By design, the company can go down unexpected avenues should Robison see fit. Since 2019, The Next Waltz has even served as manager for perhaps the outlet’s brightest young star, Charley Crockett. The swinging “I Can Help,” Crockett’s latest single for The Next Waltz, amassed impressive streaming numbers while powering The Next Waltz Volume Three to the number-one spot on the Americana Music Association’s influential Radio Albums chart in February for a multi-week run in the top position.
Jessie Scott, the longtime, much-admired program director and host for Nashville “roots radio” station WMOT 89.5, has had The Next Waltz tracks from Crockett, Cody Canada, and Jack Ingram on rotation in recent months. Scott remembers Robison telling her about his plans for the label before it took off.
“He was looking for a new vehicle to catapult songs and artists into folks’ awareness in a new way; one that was efficient—a healthier reinvention of the business model,” Scott says. “There is an interesting nexus between Texas, Americana, and country as radio formats. [Americana radio] treasures the songwriting legacy, and Bruce brings that into these sessions.”
Robison as founder and Crockett as an insurgent star on the rise may arguably be the top names on The Next Waltz marquee, but that’s not how Robison sees it nor wants it. Building a new scene—or, on a more specific, micro level, crafting a certain vibe—is of more interest to him than seeking to recapture his star-studded Nashville nights. The sounds of The Next Waltz can more or less fall under the larger country music umbrella, but Robison cites what he deems “the Willie demo” as his intended commercial target and artistic goal.
“Willie [Nelson] is his own thing,” Robison says. “He’s beyond politics, beyond what’s on the radio. He connects people, and he’s kind of a north star for people who move to Austin to make music instead of choosing Los Angeles or Nashville.” He hopes The Next Waltz can build community in a similar way.

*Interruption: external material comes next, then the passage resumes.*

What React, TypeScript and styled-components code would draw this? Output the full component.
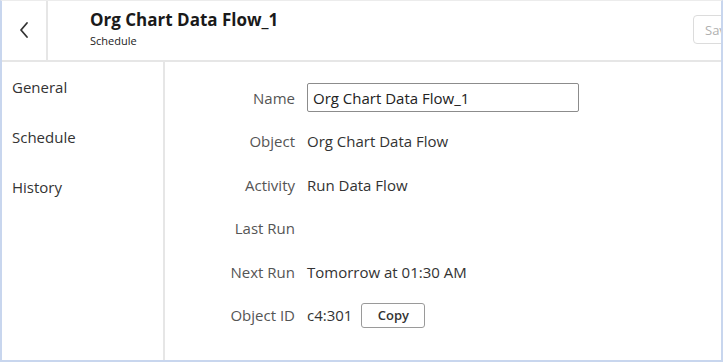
import React from "react";
import styled, { createGlobalStyle } from "styled-components";

const GlobalStyle = createGlobalStyle`
  html, body {
    margin: 0;
    padding: 0;
    background: #ffffff;
  }
  body {
    font-family: "Open Sans", "Noto Sans", sans-serif;
    color: #333333;
  }
`;

type FieldType = {
  label: string;
  value?: string;
  kind?: "text" | "input" | "copy";
};

const fields: Array<FieldType> = [
  { label: "Name", value: "Org Chart Data Flow_1", kind: "input" },
  { label: "Object", value: "Org Chart Data Flow" },
  { label: "Activity", value: "Run Data Flow" },
  { label: "Last Run" },
  { label: "Next Run", value: "Tomorrow at 01:30 AM" },
  { label: "Object ID", value: "c4:301", kind: "copy" },
];

const navItems = ["General", "Schedule", "History"];

const App: React.FC = () => {
  return (
    <>
      <GlobalStyle />
      <Frame>
        <Header>
          <BackCell>
            <svg width="12" height="18" viewBox="0 0 12 18">
              <path
                d="M9 2 L3 9 L9 16"
                fill="none"
                stroke="#333"
                strokeWidth="1.8"
                strokeLinecap="round"
                strokeLinejoin="round"
              />
            </svg>
          </BackCell>
          <TitleBlock>
            <Title>Org Chart Data Flow_1</Title>
            <Subtitle>Schedule</Subtitle>
          </TitleBlock>
          <SaveButton disabled>Save</SaveButton>
        </Header>
        <Body>
          <Sidebar>
            {navItems.map((item) => (
              <NavItem key={item}>{item}</NavItem>
            ))}
          </Sidebar>
          <Content>
            {fields.map((field) => (
              <Row key={field.label}>
                <Label>{field.label}</Label>
                <Value>
                  {field.kind === "input" ? (
                    <NameInput defaultValue={field.value} />
                  ) : (
                    <span>{field.value}</span>
                  )}
                  {field.kind === "copy" && <CopyButton>Copy</CopyButton>}
                </Value>
              </Row>
            ))}
          </Content>
        </Body>
      </Frame>
    </>
  );
};

const Frame = styled.div`
  width: 723px;
  height: 362px;
  box-sizing: border-box;
  border-top: 1px solid #ececec;
  border-left: 2px solid #c8d6ee;
  border-right: 2px solid #c8d6ee;
  border-bottom: 2px solid #c8d6ee;
  display: flex;
  flex-direction: column;
  overflow: hidden;
`;

const Header = styled.div`
  height: 59px;
  flex-shrink: 0;
  display: flex;
  align-items: stretch;
  border-bottom: 2px solid #e6e6e6;
`;

const BackCell = styled.div`
  width: 44px;
  border-right: 2px solid #e6e6e6;
  display: flex;
  align-items: center;
  justify-content: center;
  padding-bottom: 2px;
`;

const TitleBlock = styled.div`
  flex-grow: 1;
  padding-left: 42px;
  padding-top: 8px;
  display: flex;
  flex-direction: column;
`;

const Title = styled.div`
  font-size: 17px;
  font-weight: 700;
  color: #1a1a1a;
  line-height: 22px;
`;

const Subtitle = styled.div`
  font-size: 11px;
  color: #222;
  line-height: 16px;
  margin-top: 2px;
`;

const SaveButton = styled.button`
  align-self: flex-start;
  margin-top: 14px;
  margin-right: -40px;
  width: 68px;
  height: 29px;
  border: 1px solid #dcdcdc;
  border-radius: 4px;
  background: #fff;
  color: #b0b0b0;
  font-family: "Open Sans", sans-serif;
  font-size: 13px;
  text-align: left;
  padding-left: 11px;
`;

const Body = styled.div`
  flex-grow: 1;
  display: flex;
`;

const Sidebar = styled.div`
  width: 163px;
  flex-shrink: 0;
  border-right: 2px solid #e6e6e6;
  padding-left: 10px;
  box-sizing: border-box;
`;

const NavItem = styled.div`
  height: 50px;
  display: flex;
  align-items: center;
  font-size: 15px;
  color: #333;
`;

const Content = styled.div`
  flex-grow: 1;
  padding-top: 14px;
  display: flex;
  flex-direction: column;
`;

const Row = styled.div`
  height: 43.5px;
  display: grid;
  grid-template-columns: 130px 1fr;
  column-gap: 12px;
  align-items: center;
  font-size: 15px;
`;

const Label = styled.div`
  text-align: right;
  color: #555;
`;

const Value = styled.div`
  display: flex;
  align-items: center;
  gap: 6px;
  color: #333;
`;

const NameInput = styled.input`
  width: 272px;
  height: 29px;
  box-sizing: border-box;
  border: 1px solid #8c8c8c;
  border-radius: 2px;
  padding: 0 5px;
  font-family: "Open Sans", sans-serif;
  font-size: 15px;
  color: #222;
  outline: none;
`;

const CopyButton = styled.button`
  width: 64px;
  height: 25px;
  margin-left: 3px;
  border: 1px solid #9a9a9a;
  border-radius: 3px;
  background: #fff;
  font-family: "Open Sans", sans-serif;
  font-size: 13px;
  font-weight: 600;
  color: #333;
  padding: 0;
`;

export default App;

Showcasing an analog ethos in the streaming age requires a practical fluidity Robison places at a premium. When you purchase a vinyl LP from The Next Waltz website, the album’s description proudly states it was “recorded at the Bunker in Lockhart with no digital shenanigans,” along with noting the name of the Texas-based artist responsible for the cover art. The records are also manufactured at pressing plants in Austin and Addison.
A record is a tangible product requiring its own unique set of studio rules. Robison enjoys working within the limitations of something that can be touched and felt rather than stored in the cloud. “We know we have only twenty-two minutes for each side of the actual LP when we record,” he says. “If you fill it up too much, the grooves aren’t going to be quite as deep as you want them to be and it won’t sound the way you want it to. There’s so much craft in making a vinyl LP.”
At the same time, Robison is pragmatic about the future of the music business. “Anything that can be digitized, whether it’s the written word or photographs or music, will be,” he says. “If you spend all your time making something that can be digitized, it will make you question your commitment, because it will in effect become free and you kind of have to be okay with that.”
Robison’s enlightened view on the monetary devaluing of music didn’t come easily or quickly. He admits he spent years “mourning the way things used to be” before searching for a more fulfilling way beyond number-one hits. It seems as though he’s found that path, but he knows all too well that The Next Waltz is only as successful as its next song.
“A lot of different things and different wrong turns have led us here to where we’re now saying, ‘Well, man, this is sort of working,’” he says. “There have been so many people out there who’ve been so supportive, but people are looking for something interesting. They will reward you when you are and ignore you when you’re not.”